Tuesday, 28 June 2005

Grangegorman Development Agency Bill 2004: Committee and Remaining Stages.

 

6:00 pm

Liam Fitzgerald (Fianna Fail)

It is fitting and appropriate that Deputy Mary Hanafin should be the Minister to bring this Bill before the Houses of the Oireachtas. Perhaps I might indulge in some brief reminiscences. I was honoured to serve on the VEC-DIT with Deputy Mary Hanafin. I do not know if I am allowed to talk about someone not present, but perhaps Senator Tuffy might give me permission through the Chair to mention her father, who was the third level education officer in DIT during our reign on the VEC-DIT. I mean it as a compliment rather than to cause offence. It is both appropriate and interesting that the Minister, Senator Tuffy and I are monitoring the passage of this Bill. Deputy Carey succeeded me as chairman of the VEC in 1988. I hope that I am not leaving anyone out.

I congratulate the Minister. It is great to see that, only months into her term, she has brought forward this phenomenon, which must be the biggest single educational project in the history of the State. I compliment the Taoiseach and the Minister's predecessor. They had the tremendous vision of an array of possibilities and potential, bringing 39 complexes from over 30 sites into a single complex in the north inner city of Dublin. I pay tribute to the Taoiseach and those in the Government at that time who created that vision and decided to pursue it.

If I may I wish to go back before them to the tremendous vision of the pioneers of vocational and technical education. They had such an innovative, pioneering spirit that, charged with responsibility for second level vocational education, they envisioned the evolution of that spirit into third level. To have that, they must also have had a tremendous vision of the phenomenal contribution those areas of vocational and technical education, and related areas of the sciences, would make to the future development of the country. If they were only alive today — I suppose that some still are — they would see the phenomenal contribution the DIT in particular, the biggest third level institution in the State, is making to the Irish economy.

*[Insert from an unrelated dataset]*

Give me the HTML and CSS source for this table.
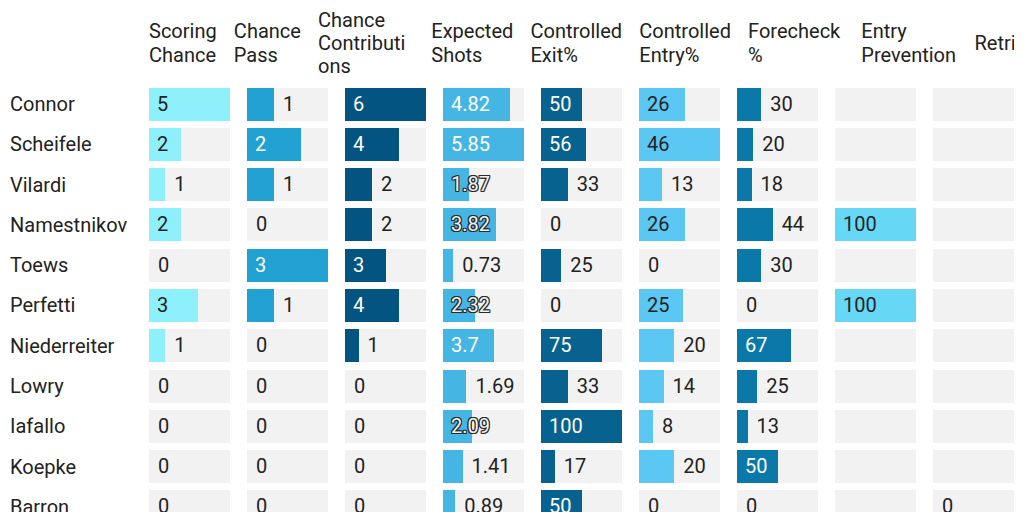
FILE: index.html
```html
<!DOCTYPE html>
<html lang="en">
<head>
<meta charset="utf-8">
<title>Player stats</title>
<link rel="stylesheet" href="styles.css">
</head>
<body>
<div class="sheet">
  <div class="head">
    <div class="h">Scoring<br>Chance</div>
    <div class="h">Chance<br>Pass</div>
    <div class="h brk">Chance Contributions</div>
    <div class="h">Expected<br>Shots</div>
    <div class="h">Controlled<br>Exit%</div>
    <div class="h">Controlled<br>Entry%</div>
    <div class="h">Forecheck %</div>
    <div class="h">Entry Prevention</div>
    <div class="h">Retrievals</div>
  </div>
  <div class="rows">
    <div class="row">
      <div class="name">Connor</div>
      <div class="cell"><div class="bar c1" style="width:100%"><span class="lbl">5</span></div></div>
      <div class="cell"><div class="bar c2" style="width:33.3%"></div><span class="lbl out">1</span></div>
      <div class="cell"><div class="bar c3" style="width:100%"><span class="lbl">6</span></div></div>
      <div class="cell"><div class="bar c4" style="width:82.4%"><span class="lbl">4.82</span></div></div>
      <div class="cell"><div class="bar c5" style="width:50%"><span class="lbl">50</span></div></div>
      <div class="cell"><div class="bar c6" style="width:56.5%"><span class="lbl">26</span></div></div>
      <div class="cell"><div class="bar c7" style="width:30%"></div><span class="lbl out">30</span></div>
      <div class="cell"></div>
      <div class="cell"></div>
    </div>
    <div class="row">
      <div class="name">Scheifele</div>
      <div class="cell"><div class="bar c1" style="width:40%"><span class="lbl">2</span></div></div>
      <div class="cell"><div class="bar c2" style="width:66.7%"><span class="lbl">2</span></div></div>
      <div class="cell"><div class="bar c3" style="width:66.7%"><span class="lbl">4</span></div></div>
      <div class="cell"><div class="bar c4" style="width:100%"><span class="lbl">5.85</span></div></div>
      <div class="cell"><div class="bar c5" style="width:56%"><span class="lbl">56</span></div></div>
      <div class="cell"><div class="bar c6" style="width:100%"><span class="lbl">46</span></div></div>
      <div class="cell"><div class="bar c7" style="width:20%"></div><span class="lbl out">20</span></div>
      <div class="cell"></div>
      <div class="cell"></div>
    </div>
    <div class="row">
      <div class="name">Vilardi</div>
      <div class="cell"><div class="bar c1" style="width:20%"></div><span class="lbl out">1</span></div>
      <div class="cell"><div class="bar c2" style="width:33.3%"></div><span class="lbl out">1</span></div>
      <div class="cell"><div class="bar c3" style="width:33.3%"></div><span class="lbl out">2</span></div>
      <div class="cell"><div class="bar c4" style="width:32%"><span class="lbl ol">1.87</span></div></div>
      <div class="cell"><div class="bar c5" style="width:33%"></div><span class="lbl out">33</span></div>
      <div class="cell"><div class="bar c6" style="width:28.3%"></div><span class="lbl out">13</span></div>
      <div class="cell"><div class="bar c7" style="width:18%"></div><span class="lbl out">18</span></div>
      <div class="cell"></div>
      <div class="cell"></div>
    </div>
    <div class="row">
      <div class="name">Namestnikov</div>
      <div class="cell"><div class="bar c1" style="width:40%"><span class="lbl">2</span></div></div>
      <div class="cell"><span class="lbl out">0</span></div>
      <div class="cell"><div class="bar c3" style="width:33.3%"></div><span class="lbl out">2</span></div>
      <div class="cell"><div class="bar c4" style="width:65.3%"><span class="lbl ol">3.82</span></div></div>
      <div class="cell"><span class="lbl out">0</span></div>
      <div class="cell"><div class="bar c6" style="width:56.5%"><span class="lbl">26</span></div></div>
      <div class="cell"><div class="bar c7" style="width:44%"></div><span class="lbl out">44</span></div>
      <div class="cell"><div class="bar c8" style="width:100%"><span class="lbl">100</span></div></div>
      <div class="cell"></div>
    </div>
    <div class="row">
      <div class="name">Toews</div>
      <div class="cell"><span class="lbl out">0</span></div>
      <div class="cell"><div class="bar c2" style="width:100%"><span class="lbl">3</span></div></div>
      <div class="cell"><div class="bar c3" style="width:50%"><span class="lbl">3</span></div></div>
      <div class="cell"><div class="bar c4" style="width:12.5%"></div><span class="lbl out">0.73</span></div>
      <div class="cell"><div class="bar c5" style="width:25%"></div><span class="lbl out">25</span></div>
      <div class="cell"><span class="lbl out">0</span></div>
      <div class="cell"><div class="bar c7" style="width:30%"></div><span class="lbl out">30</span></div>
      <div class="cell"></div>
      <div class="cell"></div>
    </div>
    <div class="row">
      <div class="name">Perfetti</div>
      <div class="cell"><div class="bar c1" style="width:60%"><span class="lbl">3</span></div></div>
      <div class="cell"><div class="bar c2" style="width:33.3%"></div><span class="lbl out">1</span></div>
      <div class="cell"><div class="bar c3" style="width:66.7%"><span class="lbl">4</span></div></div>
      <div class="cell"><div class="bar c4" style="width:39.7%"><span class="lbl ol">2.32</span></div></div>
      <div class="cell"><span class="lbl out">0</span></div>
      <div class="cell"><div class="bar c6" style="width:54.3%"><span class="lbl">25</span></div></div>
      <div class="cell"><span class="lbl out">0</span></div>
      <div class="cell"><div class="bar c8" style="width:100%"><span class="lbl">100</span></div></div>
      <div class="cell"></div>
    </div>
    <div class="row">
      <div class="name">Niederreiter</div>
      <div class="cell"><div class="bar c1" style="width:20%"></div><span class="lbl out">1</span></div>
      <div class="cell"><span class="lbl out">0</span></div>
      <div class="cell"><div class="bar c3" style="width:16.7%"></div><span class="lbl out">1</span></div>
      <div class="cell"><div class="bar c4" style="width:63.2%"><span class="lbl">3.7</span></div></div>
      <div class="cell"><div class="bar c5" style="width:75%"><span class="lbl">75</span></div></div>
      <div class="cell"><div class="bar c6" style="width:43.5%"></div><span class="lbl out">20</span></div>
      <div class="cell"><div class="bar c7" style="width:67%"><span class="lbl">67</span></div></div>
      <div class="cell"></div>
      <div class="cell"></div>
    </div>
    <div class="row">
      <div class="name">Lowry</div>
      <div class="cell"><span class="lbl out">0</span></div>
      <div class="cell"><span class="lbl out">0</span></div>
      <div class="cell"><span class="lbl out">0</span></div>
      <div class="cell"><div class="bar c4" style="width:28.9%"></div><span class="lbl out">1.69</span></div>
      <div class="cell"><div class="bar c5" style="width:33%"></div><span class="lbl out">33</span></div>
      <div class="cell"><div class="bar c6" style="width:30.4%"></div><span class="lbl out">14</span></div>
      <div class="cell"><div class="bar c7" style="width:25%"></div><span class="lbl out">25</span></div>
      <div class="cell"></div>
      <div class="cell"></div>
    </div>
    <div class="row">
      <div class="name">Iafallo</div>
      <div class="cell"><span class="lbl out">0</span></div>
      <div class="cell"><span class="lbl out">0</span></div>
      <div class="cell"><span class="lbl out">0</span></div>
      <div class="cell"><div class="bar c4" style="width:35.7%"><span class="lbl ol">2.09</span></div></div>
      <div class="cell"><div class="bar c5" style="width:100%"><span class="lbl">100</span></div></div>
      <div class="cell"><div class="bar c6" style="width:17.4%"></div><span class="lbl out">8</span></div>
      <div class="cell"><div class="bar c7" style="width:13%"></div><span class="lbl out">13</span></div>
      <div class="cell"></div>
      <div class="cell"></div>
    </div>
    <div class="row">
      <div class="name">Koepke</div>
      <div class="cell"><span class="lbl out">0</span></div>
      <div class="cell"><span class="lbl out">0</span></div>
      <div class="cell"><span class="lbl out">0</span></div>
      <div class="cell"><div class="bar c4" style="width:24.1%"></div><span class="lbl out">1.41</span></div>
      <div class="cell"><div class="bar c5" style="width:17%"></div><span class="lbl out">17</span></div>
      <div class="cell"><div class="bar c6" style="width:43.5%"></div><span class="lbl out">20</span></div>
      <div class="cell"><div class="bar c7" style="width:50%"><span class="lbl">50</span></div></div>
      <div class="cell"></div>
      <div class="cell"></div>
    </div>
    <div class="row">
      <div class="name">Barron</div>
      <div class="cell"><span class="lbl out">0</span></div>
      <div class="cell"><span class="lbl out">0</span></div>
      <div class="cell"><span class="lbl out">0</span></div>
      <div class="cell"><div class="bar c4" style="width:15.2%"></div><span class="lbl out">0.89</span></div>
      <div class="cell"><div class="bar c5" style="width:50%"><span class="lbl">50</span></div></div>
      <div class="cell"><span class="lbl out">0</span></div>
      <div class="cell"><span class="lbl out">0</span></div>
      <div class="cell"></div>
      <div class="cell"><span class="lbl out">0</span></div>
    </div>
  </div>
</div>
</body>
</html>
```
FILE: styles.css
```css
html, body {
  margin: 0;
  padding: 0;
  background: #ffffff;
}

body {
  font-family: Roboto, "Liberation Sans", sans-serif;
  font-size: 20px;
  color: #222222;
}

.sheet {
  width: 1014px;
  height: 512px;
  overflow: hidden;
}

.head {
  display: flex;
  align-items: center;
  gap: 17.2px;
  height: 87.5px;
  padding-left: 149px;
  line-height: 1.172;
  white-space: nowrap;
}

.h {
  flex: none;
  max-width: 96px;
  white-space: normal;
}

.h.brk {
  overflow-wrap: break-word;
}

.rows {
  display: flex;
  flex-direction: column;
  gap: 7.3px;
}

.row {
  display: grid;
  grid-template-columns: 132px repeat(9, 81px);
  column-gap: 17px;
  align-items: center;
  height: 33px;
}

.name {
  padding-left: 10px;
  white-space: nowrap;
}

.cell {
  display: flex;
  align-items: center;
  height: 33px;
  background: #f2f2f2;
}

.bar {
  flex: none;
  display: flex;
  align-items: center;
  height: 100%;
}

.lbl {
  white-space: nowrap;
  padding-left: 8px;
  color: #ffffff;
  line-height: 33px;
}

.lbl.out {
  padding-left: 9px;
  color: #222222;
}

.c1 { background: #8df0fb; }
.c2 { background: #22a1d3; }
.c3 { background: #035480; }
.c4 { background: #45b6e3; }
.c5 { background: #08628f; }
.c6 { background: #5bc8f4; }
.c7 { background: #0a79aa; }
.c8 { background: #66d8f6; }

.c1 .lbl, .c6 .lbl, .c8 .lbl {
  color: #222222;
}

.lbl.ol {
  color: #f2f2f2;
  text-shadow:
    -1px -1px 0 #2a2a2a,
    1px -1px 0 #2a2a2a,
    -1px 1px 0 #2a2a2a,
    1px 1px 0 #2a2a2a,
    0 -1px 0 #2a2a2a,
    0 1px 0 #2a2a2a,
    -1px 0 0 #2a2a2a,
    1px 0 0 #2a2a2a;
}
```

I salute the DIT for its varied specialties, its precedents and the pioneering areas it has developed and brought to the fore. It has achieved firsts and exclusives in several areas. It has never excluded people, having always promoted inclusion. I congratulate the Minister and the DIT. This is a new dawn for third level education. I do not care whether the organisation pushes for university status. It has created such a unique and distinctive place —"niche" connotes something small — in third level education, contributing to and linked with technological, industrial and commercial life, that it has already made its statement. I wish it well from here.